これに対して、アクリル酸ブチルと酢酸ビニルとアクリル酸で作製された比較例1品は、粘着力に関しては満足のいく値が得られたが、耐金属腐食性に関しては銅板表面上に酷い腐食や変色がみられ評価が悪かった。また、N−ビニルイミダゾールの使用量が特定の範囲未満の比較例2品は、耐金属腐食性に関しては良好な結果が得られたが、粘着力およびタック力が不充分であり、一方、N−ビニルイミダゾールの使用量が特定の範囲を超える比較例3品は、アクリル系共重合体の製造が困難となり、評価不能であった。さらに、窒素原子が1個であるアクリロイルモルホリンを用いた比較例4品は、粘着力および金属腐食性については良好であるものの、ガラス転移温度が高くなりすぎる結果となるためタック感が得られず粘着剤として不充分なものであった。

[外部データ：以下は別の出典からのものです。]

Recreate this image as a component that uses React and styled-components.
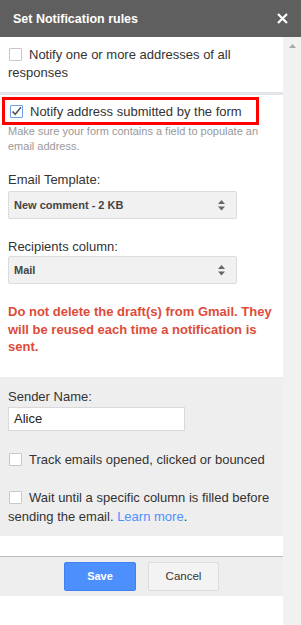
import React from "react";
import styled, { createGlobalStyle } from "styled-components";

const GlobalStyle = createGlobalStyle`
  body {
    margin: 0;
    font-family: "Liberation Sans", Arial, sans-serif;
    background: #fff;
  }
`;

const Frame = styled.div`
  width: 301px;
  height: 625px;
  display: flex;
  flex-direction: column;
  overflow: hidden;
`;

const TitleBar = styled.div`
  height: 37px;
  flex: none;
  background: #5f5f5f;
  display: flex;
  align-items: center;
  justify-content: space-between;
  padding: 0 13px 0 13px;
  color: #fff;
  font-size: 12.5px;
  font-weight: bold;
`;

const Body = styled.div`
  flex: 1;
  display: flex;
`;

const Main = styled.div`
  width: 283px;
  display: flex;
  flex-direction: column;
`;

const ScrollTrack = styled.div`
  width: 18px;
  background: #f1f1f1;
  display: flex;
  justify-content: center;
  padding-top: 7px;
  box-sizing: border-box;
`;

const Section = styled.div`
  background: ${(p) => (p.$gray ? "#eeeeee" : "#fff")};
  padding: ${(p) => p.$pad};
`;

const Divider = styled.div`
  height: 3px;
  background: #e1e4e9;
`;

const CheckRow = styled.div`
  font-size: 13px;
  line-height: ${(p) => p.$lh || 18}px;
  color: #333;
  margin-top: ${(p) => p.$top || 0}px;
`;

const Box = styled.span`
  display: inline-flex;
  align-items: center;
  justify-content: center;
  width: 13px;
  height: 13px;
  box-sizing: border-box;
  border: 1px solid ${(p) => (p.$checked ? "#6d9eeb" : "#c8c8c8")};
  background: #fff;
  border-radius: 1px;
  vertical-align: -2px;
  margin: 0 7px 0 1px;
`;

const Highlight = styled.div`
  margin: 2px 16px 0 -6px;
  border: 3px solid #ff0000;
  height: 28px;
  box-sizing: border-box;
  display: flex;
  align-items: center;
  padding-left: 4px;
  font-size: 13px;
  color: #333;
`;

const Hint = styled.div`
  margin-top: -1px;
  font-size: 11px;
  line-height: 15px;
  color: #999;
`;

const Label = styled.div`
  font-size: 13px;
  line-height: 16px;
  color: #333;
  margin-top: ${(p) => p.$top}px;
  margin-bottom: ${(p) => p.$bottom}px;
`;

const Select = styled.div`
  width: 229px;
  height: 28px;
  box-sizing: border-box;
  background: #f1f1f1;
  border: 1px solid #dcdcdc;
  border-radius: 2px;
  display: flex;
  align-items: center;
  justify-content: space-between;
  padding: 0 11px 0 5px;
  font-size: 11px;
  font-weight: bold;
  color: #444;
`;

const Warning = styled.div`
  margin-top: 19px;
  font-size: 13px;
  line-height: 17.5px;
  font-weight: bold;
  color: #dd4b39;
`;

const TextInput = styled.div`
  width: 177px;
  height: 24px;
  box-sizing: border-box;
  background: #fff;
  border: 1px solid #d9d9d9;
  display: flex;
  align-items: center;
  padding-left: 5px;
  font-size: 13px;
  color: #222;
`;

const Link = styled.a`
  color: #4d90fe;
  text-decoration: none;
`;

const Spacer = styled.div`
  height: 20px;
  background: #fff;
`;

const Footer = styled.div`
  height: 40px;
  box-sizing: border-box;
  border-top: 1px solid #bbb;
  background: #eeeeee;
  display: flex;
  justify-content: center;
  align-items: flex-start;
  padding-top: 5px;
  gap: 12px;
`;

const Button = styled.button`
  height: 29px;
  width: ${(p) => (p.$primary ? 72 : 71)}px;
  border-radius: 2px;
  font-family: "Liberation Sans", Arial, sans-serif;
  font-size: ${(p) => (p.$primary ? 11 : 11.5)}px;
  font-weight: ${(p) => (p.$primary ? "bold" : "normal")};
  color: ${(p) => (p.$primary ? "#fff" : "#333")};
  background: ${(p) => (p.$primary ? "#4d8ffd" : "#f3f3f3")};
  border: 1px solid ${(p) => (p.$primary ? "#3f83f2" : "#dcdcdc")};
  padding: 0;
`;

const Check = ({ checked }) => (
  <Box $checked={checked}>
    {checked && (
      <svg width="11" height="11" viewBox="0 0 11 11">
        <path d="M1.5 5.5 L4.2 8.3 L10 1.2" fill="none" stroke="#555" strokeWidth="1.6" />
      </svg>
    )}
  </Box>
);

const Arrows = () => (
  <svg width="7" height="11" viewBox="0 0 7 11">
    <path d="M3.5 0 L7 4 H0 Z M0 6.5 H7 L3.5 10.5 Z" fill="#666" />
  </svg>
);

export default function App() {
  return (
    <Frame>
      <GlobalStyle />
      <TitleBar>
        <span>Set Notification rules</span>
        <svg width="11" height="11" viewBox="0 0 11 11">
          <path d="M1 1 L10 10 M10 1 L1 10" stroke="#fff" strokeWidth="2.2" />
        </svg>
      </TitleBar>
      <Body>
        <Main>
          <Section $pad="9px 8px 10px">
            <CheckRow>
              <Check />Notify one or more addresses of all responses
            </CheckRow>
          </Section>
          <Divider />
          <Section $pad="0 8px 21px">
            <Highlight>
              <Check checked />Notify address submitted by the form
            </Highlight>
            <Hint>Make sure your form contains a field to populate an email address.</Hint>
            <Label $top={18} $bottom={3}>Email Template:</Label>
            <Select>
              <span>New comment - 2 KB</span>
              <Arrows />
            </Select>
            <Label $top={20} $bottom={1}>Recipients column:</Label>
            <Select>
              <span>Mail</span>
              <Arrows />
            </Select>
            <Warning>
              Do not delete the draft(s) from Gmail. They will be reused each time a notification is sent.
            </Warning>
          </Section>
          <Section $gray $pad="12px 8px 10px">
            <Label $top={0} $bottom={2}>Sender Name:</Label>
            <TextInput>Alice</TextInput>
            <CheckRow $top={20}>
              <Check />Track emails opened, clicked or bounced
            </CheckRow>
            <CheckRow $top={19} $lh={19}>
              <Check />Wait until a specific column is filled before sending the email.{" "}
              <span>
                <Link href="#">Learn more</Link>.
              </span>
            </CheckRow>
          </Section>
          <Spacer />
          <Footer>
            <Button $primary>Save</Button>
            <Button>Cancel</Button>
          </Footer>
        </Main>
        <ScrollTrack>
          <svg width="7" height="4" viewBox="0 0 7 4">
            <path d="M3.5 0 L7 4 H0 Z" fill="#a9a9a9" />
          </svg>
        </ScrollTrack>
      </Body>
    </Frame>
  );
}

本発明に係る樹脂組成物は、例えば、剥離型(再剥離型を含む)粘着剤材料等に用いられる。そして、上記樹脂組成物を用いてなる粘着剤組成物を用いて、基材面に粘着剤層を形成してなる粘着シートは、貼付ラベル,電子部材用の固定シート等に有用である。

Claims (2)

  1. 共重合成分として酸基含有不飽和単量体を含有せず、下記の(A)〜(C)成分からなる共重合体を主成分とする粘着剤組成物であって、上記共重合体中の(C)成分から導かれる構造単位が(A)〜(C)成分からなる共重合体の5〜30重量%である共重合体と、架橋剤を含有してなる粘着剤組成物。
    (A)(メタ)アクリル酸アルキルエステル。
    (B)官能基含有不飽和単量体(ただし、酸基含有不飽和単量体を除く)。
    (C)開環しない2個以上の窒素原子含有複素環構造を有するエチレン性不飽和単量体。
  2. 基材面に、請求項記載の粘着剤組成物を用いて粘着剤層が形成されてなる粘着シート。